Enter. Life Ins. Co. v. Ariz. Dep’t of Ins. (3/26/2020)

May 18, 2020

Arizona Court of Appeals Division One holds that A.R.S. § 23-1380 does not authorize the Department of Insurance to require a health insurer to discontinue all coverage when the insurer ceases to offer some coverage.

Two companies provided health insurance policies that were exempt from the requirements of the Patient Protection and Affordable Care Act (“ACA”) because they were sold before the ACA was enacted (“grandfathered” policies) or after it was enacted but before it went into effect (“transitional” policies).  The companies renewed these policies and also filed rates with the Department of Insurance to offer new, ACA-compliant policies.  However, no customers purchased the new policies, and the companies ceased offering them.  The Department asserted that the companies had thereby exited the individual market and directed them to terminate their grandfathered and transitional policies.

The companies appealed to the Office of Administrative Hearings.  The ALJ ruled in the companies’ favor, but the Department rejected the ALJ’s decision and barred the companies from the Arizona individual health insurance market for 5 years pursuant to A.R.S. § 20-1380.  The superior court affirmed and the companies appealed again.

Section 20-1380(D) provides that “[i]f a health care insurer elects to discontinue offering all health insurance coverage in the individual market in this state, the health care insurer may discontinue that coverage only if” the insurer provides notice to the Department of Insurance and its existing customers and discontinues all individual coverage in Arizona.  The Department argued that when an insurer ceases to offer new coverage in the market, § 20-1380(D) authorizes the Department to order the insurer to discontinue all coverage, while § 20-1380(E) authorizes the Department to revoke the insurers’ ability to do business in the state for 5 years. 

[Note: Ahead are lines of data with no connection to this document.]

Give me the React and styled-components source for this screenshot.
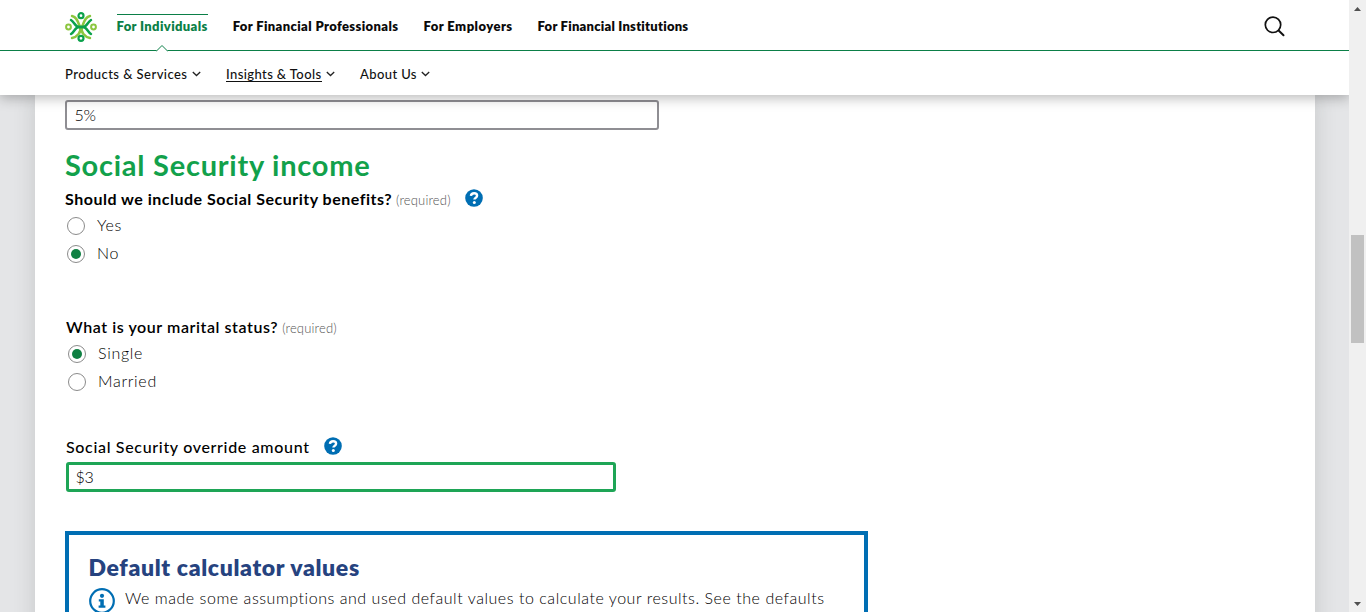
import React from 'react';
import styled, { createGlobalStyle } from 'styled-components';

const Global = createGlobalStyle`
  *, *::before, *::after { box-sizing: border-box; }
  body { margin: 0; overflow: hidden; background: #e4e5e7; color: #000; font-family: Lato, sans-serif; }
`;

const Window = styled.div`
  display: flex;
  height: 612px;
  overflow: hidden;
`;
const Viewport = styled.div`
  display: flex;
  flex-direction: column;
  flex: 1;
  min-width: 0;
  overflow: hidden;
`;
const Header = styled.header`
  position: relative;
  z-index: 2;
  flex: none;
  height: 95px;
  background: #fff;
  box-shadow: 0 3px 12px rgba(0, 0, 0, 0.28);
`;
const TopBar = styled.div`
  display: flex;
  align-items: flex-start;
  height: 51px;
  padding: 0 64px 0 65px;
  border-bottom: 1px solid #0b7f47;
`;
const Logo = styled.svg`
  width: 32px;
  height: 32px;
  margin: 11px 19.5px 0 0;
`;
const TopNav = styled.nav`
  display: flex;
  flex: 1;
  gap: 25px;
  padding-top: 14px;
`;
const TopLink = styled.a`
  position: relative;
  padding-top: 2px;
  border-top: 1px solid ${(p) => (p.$active ? '#0b7f47' : 'transparent')};
  color: ${(p) => (p.$active ? '#0b7f47' : '#0a0a0a')};
  font-size: 13px;
  font-weight: 800;
  line-height: 18px;
  letter-spacing: ${(p) => p.$ls}px;
  white-space: nowrap;
`;
const Caret = styled.svg`
  position: absolute;
  left: 50%;
  top: 29px;
  width: 12px;
  height: 8px;
  margin-left: -6px;
`;
const SearchIcon = styled.svg`
  width: 22px;
  height: 22px;
  margin: 16px -0.5px 0 0;
`;
const SubNav = styled.nav`
  display: flex;
  gap: 25px;
  padding: 13px 0 0 65px;
`;
const SubLink = styled.a`
  display: flex;
  align-items: center;
  gap: 4.5px;
  height: 18px;
  font-size: 13px;
  font-weight: 500;
  line-height: 18px;
  letter-spacing: ${(p) => p.$ls}px;
  color: #111;
  white-space: nowrap;
`;
const SubLabel = styled.span`
  height: 16px;
  line-height: 19px;
  box-shadow: ${(p) => (p.$active ? '0 1px 0 #111' : 'none')};
`;
const Chevron = styled.svg`
  width: 9px;
  height: 6px;
  margin-top: 1px;
`;

const Card = styled.main`
  flex: 1;
  width: 1280px;
  margin-left: 35px;
  padding: 5px 30px 0;
  background: #fff;
  box-shadow: 0 0 20px rgba(60, 64, 68, 0.18);
`;
const TextField = styled.div`
  display: flex;
  align-items: center;
  width: ${(p) => (p.$focus ? 550 : 594)}px;
  height: 30px;
  padding: 0 0 2px ${(p) => (p.$focus ? 6.5 : 7.5)}px;
  border: ${(p) => (p.$focus ? '3px solid #1ea556' : '2px solid #8f8e93')};
  border-radius: 3px;
  font-size: 16px;
  font-weight: 300;
  letter-spacing: -0.2px;
`;
const SectionTitle = styled.h2`
  margin: 15px 0 3px;
  color: #12a14b;
  font-size: 29px;
  font-weight: 700;
  line-height: 40px;
  letter-spacing: 0.75px;
`;
const FieldGroup = styled.section`
  padding-left: ${(p) => (p.$inset ? 1 : 0)}px;
  margin-top: ${(p) => p.$gap || 0}px;
`;
const Question = styled.div`
  display: flex;
  align-items: center;
  height: 24px;
  padding-bottom: 2px;
  font-size: 16px;
  font-weight: ${(p) => p.$weight || 600};
  line-height: 22px;
  letter-spacing: ${(p) => p.$ls}px;
  white-space: nowrap;
`;
const Required = styled.span`
  margin: 2px 0 0 4px;
  color: #555;
  font-size: 13px;
  font-weight: 300;
  letter-spacing: 0.17px;
`;
const HelpIcon = styled.svg`
  width: 18px;
  height: 18px;
  margin: -3px 0 0 14.7px;
`;
const Option = styled.label`
  display: flex;
  align-items: center;
  gap: 12px;
  height: 28px;
  padding-left: 2px;
`;
const OptionText = styled.span`
  margin-top: -3px;
  font-size: 16px;
  font-weight: 300;
  letter-spacing: 0.7px;
`;
const Radio = styled.span`
  display: flex;
  align-items: center;
  justify-content: center;
  width: 18px;
  height: 18px;
  border: 1px solid #8b8b8b;
  border-radius: 50%;
  &::after {
    content: '';
    width: 10px;
    height: 10px;
    border-radius: 50%;
    background: ${(p) => (p.$checked ? '#0f8043' : 'transparent')};
  }
`;
const Callout = styled.aside`
  width: 803px;
  height: 180px;
  margin-top: 39px;
  padding: 17px 19.5px;
  border: 4px solid #006eb3;
`;
const CalloutTitle = styled.h3`
  margin: 0;
  color: #26437f;
  font-size: 23px;
  font-weight: 800;
  line-height: 30px;
  letter-spacing: 0.65px;
`;
const CalloutBody = styled.div`
  display: flex;
  align-items: flex-start;
  gap: 10.5px;
  padding-top: 6px;
`;
const InfoIcon = styled.svg`
  flex: none;
  width: 26px;
  height: 26px;
`;
const CalloutText = styled.p`
  margin: -2px 0 0;
  font-size: 16px;
  font-weight: 300;
  line-height: 24px;
  letter-spacing: 0.54px;
  white-space: nowrap;
`;

const Scrollbar = styled.div`
  display: flex;
  flex-direction: column;
  align-items: center;
  flex: none;
  width: 17px;
  padding: 7px 0 6px;
  background: #f0f0f0;
`;
const Arrow = styled.svg`
  width: 7px;
  height: 4px;
`;
const Thumb = styled.div`
  width: 13px;
  height: 108px;
  margin: 224px 0 auto;
  background: #c1c1c1;
`;

const topLinks = [
  { label: 'For Individuals', ls: 0.37, active: true },
  { label: 'For Financial Professionals', ls: 0.39 },
  { label: 'For Employers', ls: 0.47 },
  { label: 'For Financial Institutions', ls: 0.24 },
];
const subLinks = [
  { label: 'Products & Services', ls: 0.45 },
  { label: 'Insights & Tools', ls: 0.4, active: true },
  { label: 'About Us', ls: 0.39 },
];

function Help() {
  return (
    <HelpIcon viewBox="0 0 18 18">
      <circle cx="9" cy="9" r="8.8" fill="#006eb3" />
      <path d="M5.9 6.9C6.1 5.2 7.3 4.3 9.1 4.3c1.8 0 3 .9 3 2.4 0 2-2.7 1.9-2.7 3.9" fill="none" stroke="#fff" strokeWidth="2.4" />
      <circle cx="9.3" cy="13.4" r="1.5" fill="#fff" />
    </HelpIcon>
  );
}

function RadioOption({ label, checked }) {
  return (
    <Option>
      <Radio $checked={checked} />
      <OptionText>{label}</OptionText>
    </Option>
  );
}

export default function App() {
  return (
    <Window>
      <Global />
      <Viewport>
        <Header>
          <TopBar>
            <Logo viewBox="0 0 32 32" fill="none">
              <g stroke="#8cc63f" strokeWidth="2.5" strokeLinecap="round">
                <circle cx="3.5" cy="16" r="2.4" strokeWidth="2" />
                <circle cx="28.5" cy="16" r="2.4" strokeWidth="2" />
                <path d="M7 5C12 6 13 11 15 16S12 26 7 27" />
                <path d="M25 5C20 6 19 11 17 16S20 26 25 27" />
              </g>
              <g stroke="#0ba14b" strokeWidth="2.5" strokeLinecap="round">
                <circle cx="16" cy="4.7" r="2.5" strokeWidth="2.2" />
                <circle cx="16" cy="27.3" r="2.5" strokeWidth="2.2" />
                <path d="M6 9C9.500 11 10 16 14 16H18C22 16 22.500 11 26 9" />
                <path d="M6 23C9.500 21 10 16 14 16H18C22 16 22.500 21 26 23" />
              </g>
            </Logo>
            <TopNav>
              {topLinks.map((l) => (
                <TopLink key={l.label} $ls={l.ls} $active={l.active}>
                  {l.label}
                  {l.active && (
                    <Caret viewBox="0 0 12 8">
                      <path d="M0 8V7L6 1l6 6v1z" fill="#fff" />
                      <path d="M0 7.5L6 1.5l6 6" fill="none" stroke="#0b7f47" />
                    </Caret>
                  )}
                </TopLink>
              ))}
            </TopNav>
            <SearchIcon viewBox="0 0 22 22" fill="none" stroke="#111" strokeLinecap="round">
              <circle cx="9" cy="8.8" r="7.7" strokeWidth="1.7" />
              <path d="M14.6 14.5L19.5 19.2" strokeWidth="2" />
            </SearchIcon>
          </TopBar>
          <SubNav>
            {subLinks.map((l) => (
              <SubLink key={l.label} $ls={l.ls}>
                <SubLabel $active={l.active}>{l.label}</SubLabel>
                <Chevron viewBox="0 0 9 6">
                  <path d="M.8 1L4.5 4.5 8.2 1" fill="none" stroke="#222" strokeWidth="1.3" />
                </Chevron>
              </SubLink>
            ))}
          </SubNav>
        </Header>
        <Card>
          <TextField>5%</TextField>
          <SectionTitle>Social Security income</SectionTitle>
          <FieldGroup>
            <Question $ls={0.5} $weight={700}>
              Should we include Social Security benefits?
              <Required>(required)</Required>
              <Help />
            </Question>
            <RadioOption label="Yes" />
            <RadioOption label="No" checked />
          </FieldGroup>
          <FieldGroup $inset $gap={48}>
            <Question $ls={0.57}>
              What is your marital status?
              <Required>(required)</Required>
            </Question>
            <RadioOption label="Single" checked />
            <RadioOption label="Married" />
          </FieldGroup>
          <FieldGroup $inset $gap={40}>
            <Question $ls={0.67} $weight={500}>
              Social Security override amount
              <Help />
            </Question>
            <FieldGroup $gap={2}>
              <TextField $focus>$3</TextField>
            </FieldGroup>
          </FieldGroup>
          <Callout>
            <CalloutTitle>Default calculator values</CalloutTitle>
            <CalloutBody>
              <InfoIcon viewBox="0 0 26 26">
                <circle cx="13" cy="13" r="11.8" fill="none" stroke="#006eb3" strokeWidth="2.2" />
                <circle cx="13" cy="7.8" r="2.1" fill="#006eb3" />
                <path d="M9.8 11.2h5v6.3h1.6v2.3h-6.8v-2.3h1.700v-4h-1.500z" fill="#006eb3" />
              </InfoIcon>
              <CalloutText>
                We made some assumptions and used default values to calculate your results. See the defaults
              </CalloutText>
            </CalloutBody>
          </Callout>
        </Card>
      </Viewport>
      <Scrollbar>
        <Arrow viewBox="0 0 7 4"><path d="M0 4L3.5 0 7 4z" fill="#505050" /></Arrow>
        <Thumb />
        <Arrow viewBox="0 0 7 4"><path d="M0 0L3.5 4 7 0z" fill="#505050" /></Arrow>
      </Scrollbar>
    </Window>
  );
}
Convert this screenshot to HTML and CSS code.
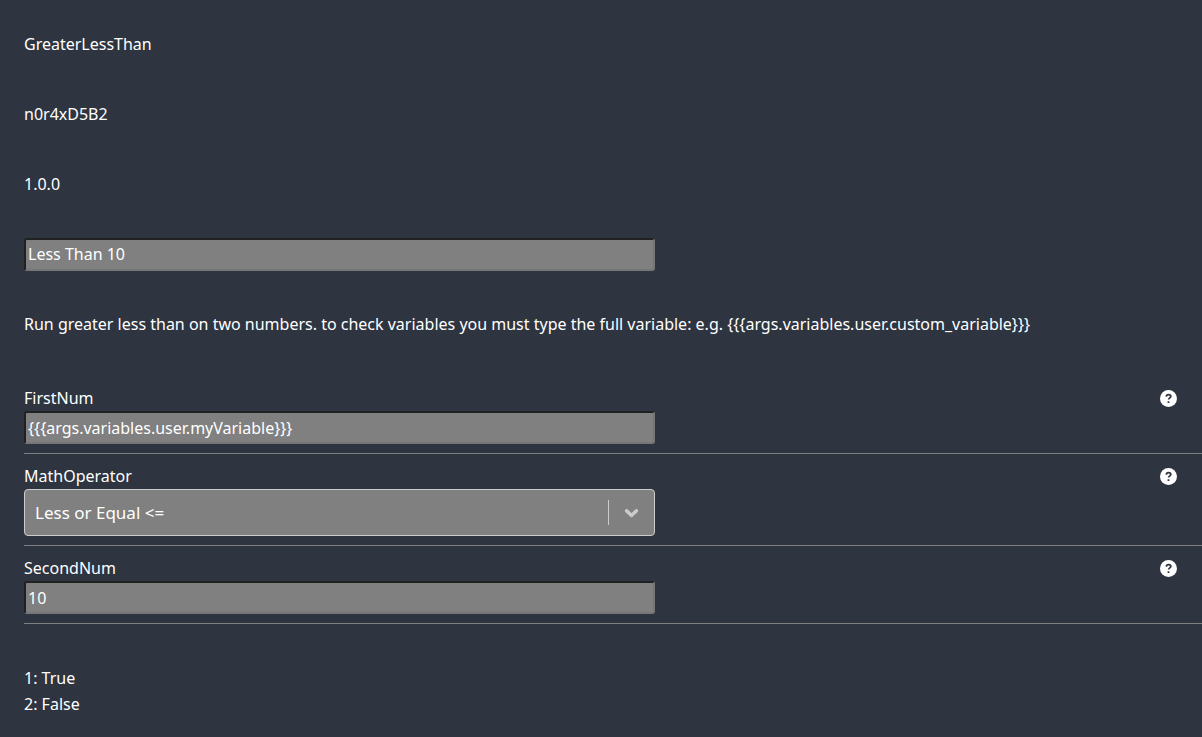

The Court of Appeals rejected this reasoning and vacated the Department’s order.  Based on the purpose of the statute and its permissive language, the Court explained that § 20-1380 provides a checklist of an insurer when the insurer decides to discontinue “all” coverage (i.e., new and existing coverage).  An insurer’s decision not to offer new coverage does not allow the Department to force an insurer to discontinue existing coverage. 

The Court also rejected the Department’s argument that the authority it sought was necessary or implied.  The purpose of the statute is to protect insureds, but the Department’s order would have had the opposite result by forcing the companies to terminate coverage that insureds wanted to keep.  More broadly, the Court reminded the Department that its powers are limited to those granted by statute and that its attempt to venture beyond that grant violated the separation of powers.

Judge Morse delivered the opinion of the court; Judges Weinzweig and Perkins joined.